Domestic Growth Can’t Fill the Gap
While mainland U.S. visitors are arriving in record numbers — up 8.1% through March — their spending patterns differ significantly from international travelers. Domestic visitors typically stay shorter periods, book lower-priced accommodations, and spend less on retail and dining.
The Hawaii Tourism Authority reports that while overall visitor days increased 4.3% in Q1 2026, total visitor spending rose only 2.8%. That disconnect highlights the economic challenge facing Waikiki businesses accustomed to international tourists who often stayed a week or more and spent freely on luxury goods.
Retailers along Kalakaua Avenue are feeling the pinch most acutely. High-end stores that once relied on Japanese tour groups buying luxury handbags and jewelry report sales declines of 20-30% despite increased foot traffic.
“We’re seeing more people but less revenue per customer,” explained Sarah Chen, manager of a Waikiki luxury boutique. “Mainland visitors shop differently — they’re looking for experiences and local products, not the high-ticket items that kept us profitable.”
Cultural Implications
The tourism shift also carries cultural implications for Waikiki, long celebrated as a bridge between East and West. Japanese-language signage, specialized tour operators, and cultural programming designed for international visitors may become less viable.

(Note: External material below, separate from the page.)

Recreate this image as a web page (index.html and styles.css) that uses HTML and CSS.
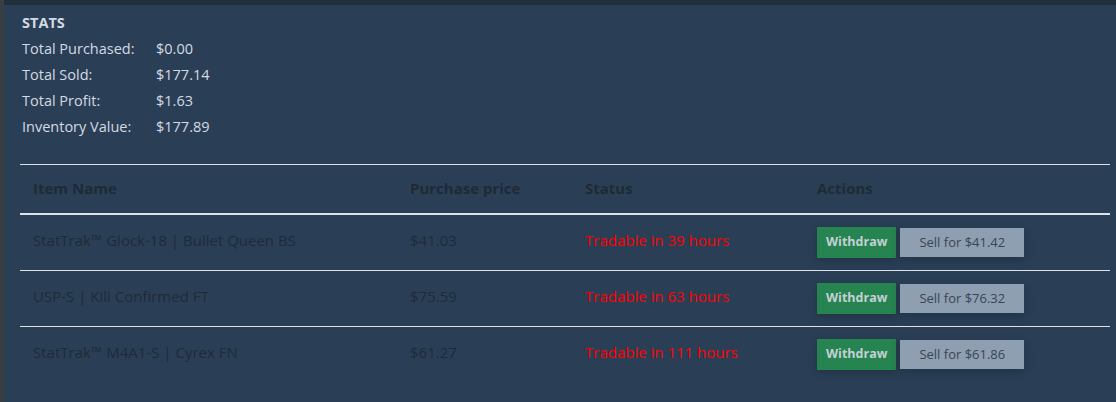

Some businesses are already adapting. The Royal Hawaiian Hotel has reduced its Japanese-speaking concierge staff and shifted marketing resources toward mainland U.S. markets. Several tour companies that specialized in Japanese-language cultural experiences have pivoted to offer “authentic local” adventures aimed at domestic travelers.
Looking Ahead
Tourism officials remain cautiously optimistic that international markets will eventually recover, but acknowledge the current trends may represent a longer-term restructuring of Hawaii’s visitor industry.
The Hawaii Tourism Authority plans to launch renewed marketing efforts in Japan and Australia later this year, while working with airlines to restore capacity. However, industry analysts warn that businesses dependent on international tourism may need to fundamentally rethink their strategies.
For Honolulu residents, the shift presents both opportunities and challenges. While reduced international tourism may ease some overcrowding concerns, it also threatens jobs and tax revenue that fund essential city services. The tourism industry directly employs about 25% of Oahu’s workforce, with many positions concentrated in Waikiki’s hotel and retail sectors.
As Hawaii’s tourism industry evolves, Waikiki’s future may depend on how successfully businesses can adapt to serve a changing visitor base while maintaining the destination’s unique cultural appeal that has drawn travelers from around the world for generations.